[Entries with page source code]
——

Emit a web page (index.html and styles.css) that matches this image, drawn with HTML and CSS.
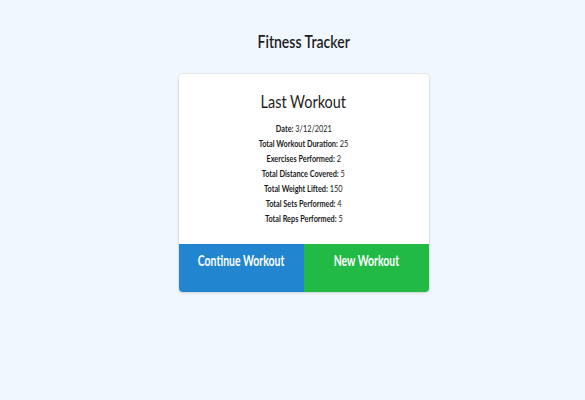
FILE: index.html
```html
<!DOCTYPE html>
<html>
<head>
<meta charset="utf-8">
<link rel="stylesheet" href="styles.css">
</head>
<body>
<div class="page">
  <h1 class="title"><span class="sq">Fitness Tracker</span></h1>
  <div class="card">
    <div class="card-body">
      <h2 class="card-title"><span class="sq">Last Workout</span></h2>
      <ul class="stats">
        <li><span class="sq"><b>Date:</b> 3/12/2021</span></li>
        <li><span class="sq"><b>Total Workout Duration:</b> 25</span></li>
        <li><span class="sq"><b>Exercises Performed:</b> 2</span></li>
        <li><span class="sq"><b>Total Distance Covered:</b> 5</span></li>
        <li><span class="sq"><b>Total Weight Lifted:</b> 150</span></li>
        <li><span class="sq"><b>Total Sets Performed:</b> 4</span></li>
        <li><span class="sq"><b>Total Reps Performed:</b> 5</span></li>
      </ul>
    </div>
    <div class="actions">
      <button class="btn btn-blue"><span class="sq">Continue Workout</span></button>
      <button class="btn btn-green"><span class="sq">New Workout</span></button>
    </div>
  </div>
</div>
</body>
</html>
```
FILE: styles.css
```css
html, body { margin: 0; padding: 0; }
body {
  background: #f0f7ff;
  font-family: Lato, "Noto Sans", sans-serif;
  color: #1b1c1d;
  width: 585px;
  height: 400px;
  overflow: hidden;
}
.page {
  display: flex;
  flex-direction: column;
  align-items: center;
  padding-top: 31px;
  padding-left: 22px;
}
.sq { display: inline-block; white-space: nowrap; }
.title {
  margin: 0;
  font-size: 17.5px;
  font-weight: 600;
  line-height: 21px;
}
.title .sq { transform: scaleX(0.8); }
.card {
  margin-top: 22px;
  width: 250px;
  background: #fff;
  border-radius: 4px;
  box-shadow: 0 1px 3px 0 #d4d4d5, 0 0 0 1px #e6e9ee;
  overflow: hidden;
}
.card-body {
  padding: 17px 10px 18px;
  text-align: center;
}
.card-title {
  margin: 0 0 7.5px;
  font-size: 17px;
  font-weight: 400;
  line-height: 22px;
}
.card-title .sq { transform: scaleX(0.85); }
.stats {
  list-style: none;
  margin: 0;
  padding: 0;
  font-size: 9.4px;
  line-height: 15px;
}
.stats .sq { transform: scaleX(0.78); }
.actions {
  display: flex;
}
.btn {
  flex: 1;
  border: 0;
  margin: 0;
  height: 48px;
  padding: 7px 0 0;
  display: flex;
  justify-content: center;
  align-items: flex-start;
  color: #fff;
  font-family: Lato, sans-serif;
  font-weight: 700;
  font-size: 14.5px;
  line-height: 20px;
}
.btn .sq { transform: scaleX(0.72); }
.btn-blue { background: #2185d0; }
.btn-green { background: #21ba45; }
```
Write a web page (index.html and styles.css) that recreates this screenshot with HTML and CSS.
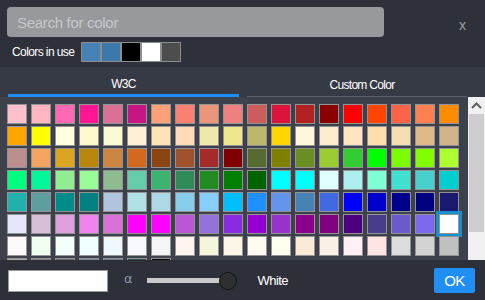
FILE: index.html
```html
<!DOCTYPE html>
<html>
<head>
<meta charset="utf-8">
<link rel="stylesheet" href="styles.css">
</head>
<body>
<div class="picker">
  <header class="top">
    <div class="search-row">
      <input class="search" type="text" placeholder="Search for color">
      <span class="close">x</span>
    </div>
    <div class="inuse">
      <span class="inuse-label">Colors in use</span>
      <div class="inuse-swatches">
        <span class="used" style="background:#4682b4"></span>
        <span class="used" style="background:#3b78ab"></span>
        <span class="used" style="background:#000000"></span>
        <span class="used" style="background:#ffffff"></span>
        <span class="used" style="background:#4d4d4d"></span>
      </div>
    </div>
  </header>
  <nav class="tabs">
    <div class="tab tab-active">W3C</div>
    <div class="tab tab-other">Custom Color</div>
  </nav>
  <section class="palette">
    <div class="grid">
      <span class="sw" style="background:#FFC0CB"></span><span class="sw" style="background:#FFB6C1"></span><span class="sw" style="background:#FF69B4"></span><span class="sw" style="background:#FF1493"></span><span class="sw" style="background:#DB7093"></span><span class="sw" style="background:#C71585"></span><span class="sw" style="background:#FFA07A"></span><span class="sw" style="background:#FA8072"></span><span class="sw" style="background:#E9967A"></span><span class="sw" style="background:#F08080"></span><span class="sw" style="background:#CD5C5C"></span><span class="sw" style="background:#DC143C"></span><span class="sw" style="background:#B22222"></span><span class="sw" style="background:#8B0000"></span><span class="sw" style="background:#FF0000"></span><span class="sw" style="background:#FF4500"></span><span class="sw" style="background:#FF6347"></span><span class="sw" style="background:#FF7F50"></span><span class="sw" style="background:#FF8C00"></span>
      <span class="sw" style="background:#FFA500"></span><span class="sw" style="background:#FFFF00"></span><span class="sw" style="background:#FFFFE0"></span><span class="sw" style="background:#FFFACD"></span><span class="sw" style="background:#FAFAD2"></span><span class="sw" style="background:#FFEFD5"></span><span class="sw" style="background:#FFE4B5"></span><span class="sw" style="background:#FFDAB9"></span><span class="sw" style="background:#EEE8AA"></span><span class="sw" style="background:#F0E68C"></span><span class="sw" style="background:#BDB76B"></span><span class="sw" style="background:#FFD700"></span><span class="sw" style="background:#FFF8DC"></span><span class="sw" style="background:#FFEBCD"></span><span class="sw" style="background:#FFE4C4"></span><span class="sw" style="background:#FFDEAD"></span><span class="sw" style="background:#F5DEB3"></span><span class="sw" style="background:#DEB887"></span><span class="sw" style="background:#D2B48C"></span>
      <span class="sw" style="background:#BC8F8F"></span><span class="sw" style="background:#F4A460"></span><span class="sw" style="background:#DAA520"></span><span class="sw" style="background:#B8860B"></span><span class="sw" style="background:#CD853F"></span><span class="sw" style="background:#D2691E"></span><span class="sw" style="background:#8B4513"></span><span class="sw" style="background:#A0522D"></span><span class="sw" style="background:#A52A2A"></span><span class="sw" style="background:#800000"></span><span class="sw" style="background:#556B2F"></span><span class="sw" style="background:#808000"></span><span class="sw" style="background:#6B8E23"></span><span class="sw" style="background:#9ACD32"></span><span class="sw" style="background:#32CD32"></span><span class="sw" style="background:#00FF00"></span><span class="sw" style="background:#7CFC00"></span><span class="sw" style="background:#7FFF00"></span><span class="sw" style="background:#ADFF2F"></span>
      <span class="sw" style="background:#00FF7F"></span><span class="sw" style="background:#00FA9A"></span><span class="sw" style="background:#90EE90"></span><span class="sw" style="background:#98FB98"></span><span class="sw" style="background:#8FBC8F"></span><span class="sw" style="background:#66CDAA"></span><span class="sw" style="background:#3CB371"></span><span class="sw" style="background:#2E8B57"></span><span class="sw" style="background:#228B22"></span><span class="sw" style="background:#008000"></span><span class="sw" style="background:#006400"></span><span class="sw" style="background:#00FFFF"></span><span class="sw" style="background:#00FFFF"></span><span class="sw" style="background:#E0FFFF"></span><span class="sw" style="background:#AFEEEE"></span><span class="sw" style="background:#7FFFD4"></span><span class="sw" style="background:#40E0D0"></span><span class="sw" style="background:#48D1CC"></span><span class="sw" style="background:#00CED1"></span>
      <span class="sw" style="background:#20B2AA"></span><span class="sw" style="background:#5F9EA0"></span><span class="sw" style="background:#008B8B"></span><span class="sw" style="background:#008080"></span><span class="sw" style="background:#B0C4DE"></span><span class="sw" style="background:#B0E0E6"></span><span class="sw" style="background:#ADD8E6"></span><span class="sw" style="background:#87CEEB"></span><span class="sw" style="background:#87CEFA"></span><span class="sw" style="background:#00BFFF"></span><span class="sw" style="background:#1E90FF"></span><span class="sw" style="background:#6495ED"></span><span class="sw" style="background:#4682B4"></span><span class="sw" style="background:#4169E1"></span><span class="sw" style="background:#0000FF"></span><span class="sw" style="background:#0000CD"></span><span class="sw" style="background:#00008B"></span><span class="sw" style="background:#000080"></span><span class="sw" style="background:#191970"></span>
      <span class="sw" style="background:#E6E6FA"></span><span class="sw" style="background:#D8BFD8"></span><span class="sw" style="background:#DDA0DD"></span><span class="sw" style="background:#EE82EE"></span><span class="sw" style="background:#DA70D6"></span><span class="sw" style="background:#FF00FF"></span><span class="sw" style="background:#FF00FF"></span><span class="sw" style="background:#BA55D3"></span><span class="sw" style="background:#9370DB"></span><span class="sw" style="background:#8A2BE2"></span><span class="sw" style="background:#9400D3"></span><span class="sw" style="background:#9932CC"></span><span class="sw" style="background:#8B008B"></span><span class="sw" style="background:#800080"></span><span class="sw" style="background:#4B0082"></span><span class="sw" style="background:#483D8B"></span><span class="sw" style="background:#6A5ACD"></span><span class="sw" style="background:#7B68EE"></span><span class="sw sw-selected" style="background:#FFFFFF"></span>
      <span class="sw" style="background:#FFFAFA"></span><span class="sw" style="background:#F0FFF0"></span><span class="sw" style="background:#F5FFFA"></span><span class="sw" style="background:#F0FFFF"></span><span class="sw" style="background:#F0F8FF"></span><span class="sw" style="background:#F8F8FF"></span><span class="sw" style="background:#F5F5F5"></span><span class="sw" style="background:#FFF5EE"></span><span class="sw" style="background:#F5F5DC"></span><span class="sw" style="background:#FDF5E6"></span><span class="sw" style="background:#FFFAF0"></span><span class="sw" style="background:#FFFFF0"></span><span class="sw" style="background:#FAEBD7"></span><span class="sw" style="background:#FAF0E6"></span><span class="sw" style="background:#FFF0F5"></span><span class="sw" style="background:#FFE4E1"></span><span class="sw" style="background:#DCDCDC"></span><span class="sw" style="background:#D3D3D3"></span><span class="sw" style="background:#C0C0C0"></span>
      <span class="sw" style="background:#A9A9A9"></span><span class="sw" style="background:#808080"></span><span class="sw" style="background:#696969"></span><span class="sw" style="background:#778899"></span><span class="sw" style="background:#708090"></span><span class="sw" style="background:#2F4F4F"></span><span class="sw" style="background:#000000"></span>
    </div>
    <div class="scrollbar">
      <div class="sb-arrow">
        <svg width="11" height="7" viewBox="0 0 11 7"><path d="M1 6 L5.5 1.5 L10 6" fill="none" stroke="#5f5f5f" stroke-width="2"/></svg>
      </div>
      <div class="sb-thumb"></div>
      <div class="sb-rest"></div>
      <div class="sb-arrow">
        <svg width="11" height="7" viewBox="0 0 11 7"><path d="M1 1 L5.5 5.5 L10 1" fill="none" stroke="#5f5f5f" stroke-width="2"/></svg>
      </div>
    </div>
  </section>
  <footer class="bottom">
    <input class="hex" type="text" value="">
    <span class="alpha">α</span>
    <div class="slider">
      <div class="track"></div>
      <div class="knob"></div>
    </div>
    <span class="name">White</span>
    <button class="ok">OK</button>
  </footer>
</div>
</body>
</html>
```

FILE: styles.css
```css
* { box-sizing: border-box; }

html, body {
  margin: 0;
  padding: 0;
  background: #2e313a;
}

body {
  font-family: "Liberation Sans", Arial, sans-serif;
  width: 485px;
  height: 300px;
  overflow: hidden;
}

.picker {
  width: 485px;
  height: 300px;
  display: flex;
  flex-direction: column;
}

/* header */
.top {
  height: 67px;
  padding: 7px 0 0 7px;
  background: #2e313a;
}

.search-row {
  display: flex;
  align-items: center;
}

.search {
  width: 377px;
  height: 30px;
  border: none;
  border-radius: 4px;
  background: #97999d;
  padding: 0 0 0 10px;
  margin: 0;
  font-family: "Liberation Sans", Arial, sans-serif;
  font-size: 15px;
  letter-spacing: -0.3px;
  color: #ffffff;
  outline: none;
}

.search::placeholder {
  color: #c6c8cb;
}

.close {
  margin-left: auto;
  margin-right: 19px;
  margin-top: 6px;
  color: #9c9ea3;
  font-size: 14px;
  line-height: 14px;
}

.inuse {
  display: flex;
  align-items: center;
  height: 20px;
  margin-top: 5px;
  padding-left: 5px;
}

.inuse-label {
  color: #ffffff;
  font-size: 12px;
  letter-spacing: -0.6px;
  width: 69px;
}

.inuse-swatches {
  display: flex;
}

.used {
  display: block;
  width: 20px;
  height: 20px;
  border: 1px solid #8d8d8d;
}

/* tabs */
.tabs {
  height: 30px;
  background: #363a45;
  display: flex;
  padding: 0 0 0 8px;
}

.tab {
  color: #ffffff;
  font-size: 12px;
  letter-spacing: -0.7px;
  line-height: 20px;
  text-align: center;
  padding-top: 7px;
}

.tab-active {
  width: 231px;
  border-bottom: 3px solid #1e8ff5;
}

.tab-other {
  width: 220px;
  margin-left: 8px;
  padding-left: 10px;
  padding-top: 8px;
  height: 30px;
  border-bottom: 1px solid #5c5f66;
}

/* palette */
.palette {
  height: 163px;
  background: #3d414b;
  display: flex;
  overflow: hidden;
}

.grid {
  padding: 7px 0 0 7px;
  display: grid;
  grid-template-columns: repeat(19, 20px);
  grid-auto-rows: 20px;
  column-gap: 4px;
  row-gap: 2px;
  align-content: start;
}

.sw {
  display: block;
  width: 20px;
  height: 20px;
  border: 1px solid #939393;
}

.sw-selected {
  box-shadow: 0 0 0 3px #1a8dce;
}

.scrollbar {
  margin-left: auto;
  width: 17px;
  height: 175px;
  flex-shrink: 0;
  background: #f0f0f0;
  display: flex;
  flex-direction: column;
}

.sb-arrow {
  height: 17px;
  display: flex;
  align-items: center;
  justify-content: center;
}

.sb-thumb {
  height: 118px;
  margin: 0 1px 0 1px;
  background: #cdcdcd;
}

.sb-rest {
  flex: 1;
}

/* bottom bar */
.bottom {
  height: 40px;
  background: #2d3039;
  display: flex;
  align-items: center;
  padding-left: 8px;
  padding-top: 1px;
}

.hex {
  width: 100px;
  height: 22px;
  margin: 0;
  border: 1px solid #9a9a9a;
  background: #ffffff;
  padding: 0 4px;
  outline: none;
}

.alpha {
  margin-left: 16px;
  color: #8b99ad;
  font-family: "DejaVu Sans", sans-serif;
  font-size: 13px;
  line-height: 14px;
  margin-top: -3px;
}

.slider {
  position: relative;
  margin-left: 14px;
  width: 90px;
  height: 18px;
  display: flex;
  align-items: center;
}

.track {
  width: 88px;
  height: 5px;
  background: #c8c8c8;
}

.knob {
  position: absolute;
  left: 72px;
  top: 0;
  width: 18px;
  height: 18px;
  border-radius: 50%;
  background: #2f2f31;
  border: 1.5px solid #141414;
}

.name {
  margin-left: 21px;
  color: #ffffff;
  font-size: 13px;
  letter-spacing: -0.6px;
}

.ok {
  margin-left: auto;
  margin-right: 10px;
  width: 41px;
  height: 25px;
  border: none;
  border-radius: 2px;
  background: #1f8ff4;
  color: #ffffff;
  font-family: "Liberation Sans", Arial, sans-serif;
  font-size: 15px;
  letter-spacing: -0.5px;
  padding: 0;
}
```
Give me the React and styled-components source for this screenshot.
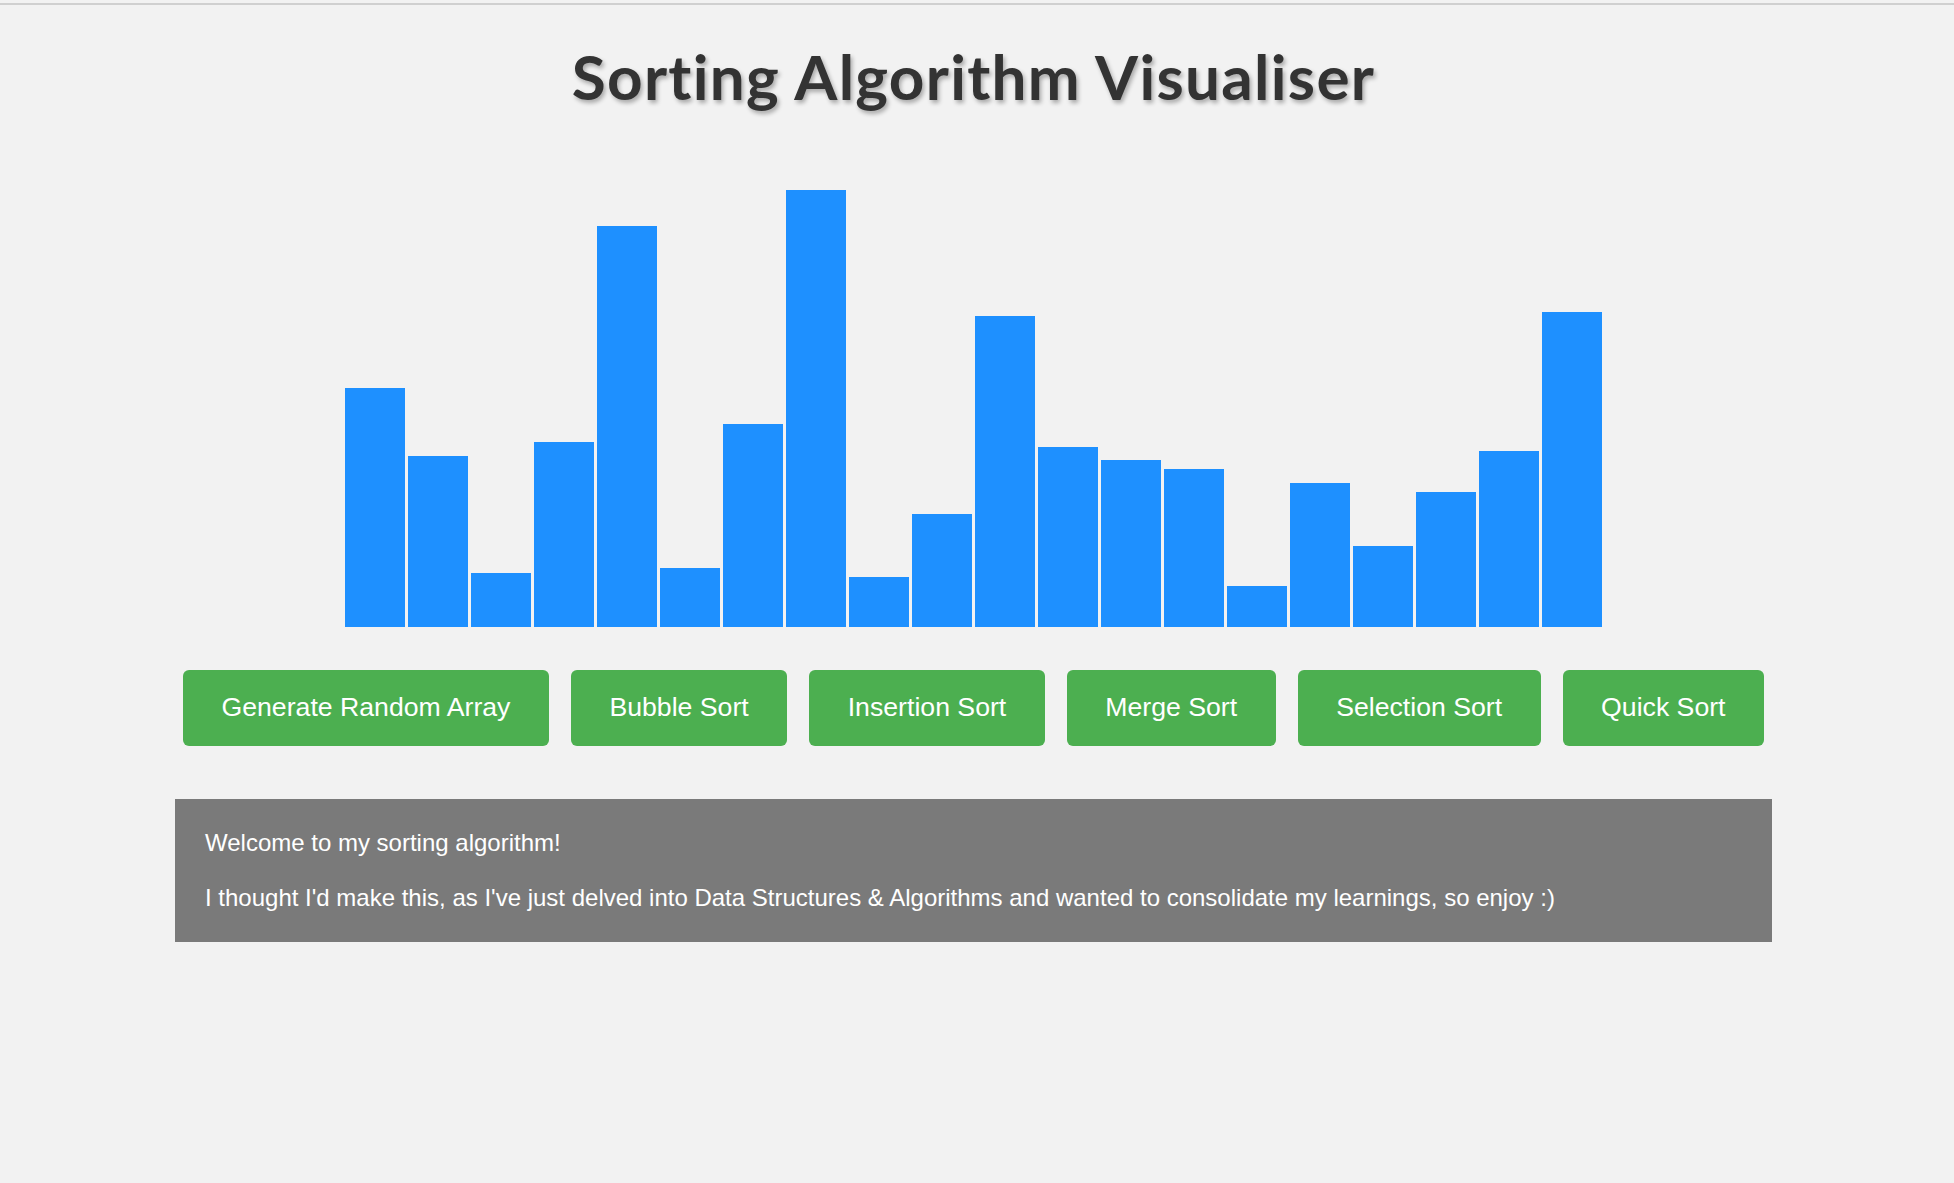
import React from 'react';
import styled, { createGlobalStyle } from 'styled-components';

const GlobalStyle = createGlobalStyle`
    html, body {
        margin: 0;
        padding: 0;
        background: #f2f2f2;
    }
    body {
        font-family: "Liberation Sans", Arial, sans-serif;
        min-height: 1183px;
    }
`

// heights of the starting (unsorted) array
const startArray = [239, 171, 54, 185, 401, 59, 203, 437, 50, 113, 311, 180, 167, 158, 41, 144, 81, 135, 176, 315];

const buttons = ['Generate Random Array', 'Bubble Sort', 'Insertion Sort', 'Merge Sort', 'Selection Sort', 'Quick Sort'];

class App extends React.Component {
    constructor(props) {
        super(props);
        this.state = {
            array: startArray
        }
    }

    render() {
        return (
            <>
                <GlobalStyle />
                <TopRule />
                <Page>
                    <Title>Sorting Algorithm Visualiser</Title>
                    <Chart>
                        {this.state.array.map((value, i) => (
                            <Bar key={i} style={{ height: value }} />
                        ))}
                    </Chart>
                    <ButtonRow>
                        {buttons.map(label => (
                            <Button key={label}>{label}</Button>
                        ))}
                    </ButtonRow>
                    <InfoBox>
                        <p>Welcome to my sorting algorithm!</p>
                        <p>I thought I'd make this, as I've just delved into Data Structures &amp; Algorithms and wanted to consolidate my learnings, so enjoy :)</p>
                    </InfoBox>
                </Page>
            </>
        )
    }
}

const TopRule = styled.div`
    margin-top: 3px;
    height: 2px;
    background: #d0d0d0;
`

const Page = styled.div`
    display: flex;
    flex-direction: column;
    align-items: center;
    padding-right: 7px;
`

const Title = styled.h1`
    margin: 35px 0 0;
    font-family: Lato, "Open Sans", sans-serif;
    font-weight: 700;
    font-size: 62px;
    line-height: 73px;
    letter-spacing: 1.3px;
    font-variant-ligatures: none;
    color: #333333;
    text-shadow: 2px 3px 4px rgba(0, 0, 0, 0.3);
`

const Chart = styled.div`
    display: flex;
    align-items: flex-end;
    gap: 3px;
    height: 450px;
    margin-top: 63.5px;
`

const Bar = styled.div`
    width: 60px;
    background: #1e90ff;
`

const ButtonRow = styled.div`
    display: flex;
    gap: 22px;
    margin-top: 43px;
`

const Button = styled.button`
    height: 76px;
    padding: 0 38.5px;
    border: none;
    border-radius: 6px;
    background: #4caf50;
    color: #ffffff;
    font-family: "Liberation Sans", Arial, sans-serif;
    font-size: 26.67px;
    cursor: pointer;
`

const InfoBox = styled.div`
    box-sizing: border-box;
    width: 1597px;
    margin-top: 53px;
    padding: 30px;
    background: #7a7a7a;
    color: #ffffff;
    font-size: 24px;
    line-height: 28px;

    p {
        margin: 0;
    }
    p + p {
        margin-top: 27px;
    }
`

export default App;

——

Exercise instructions: Which lines contain "styled"? Copy each of them out.

Final result:
Give me the React and styled-components source for this screenshot.
import styled, { createGlobalStyle } from 'styled-components';
const TopRule = styled.div`
const Page = styled.div`
const Title = styled.h1`
const Chart = styled.div`
const Bar = styled.div`
const ButtonRow = styled.div`
const Button = styled.button`
const InfoBox = styled.div`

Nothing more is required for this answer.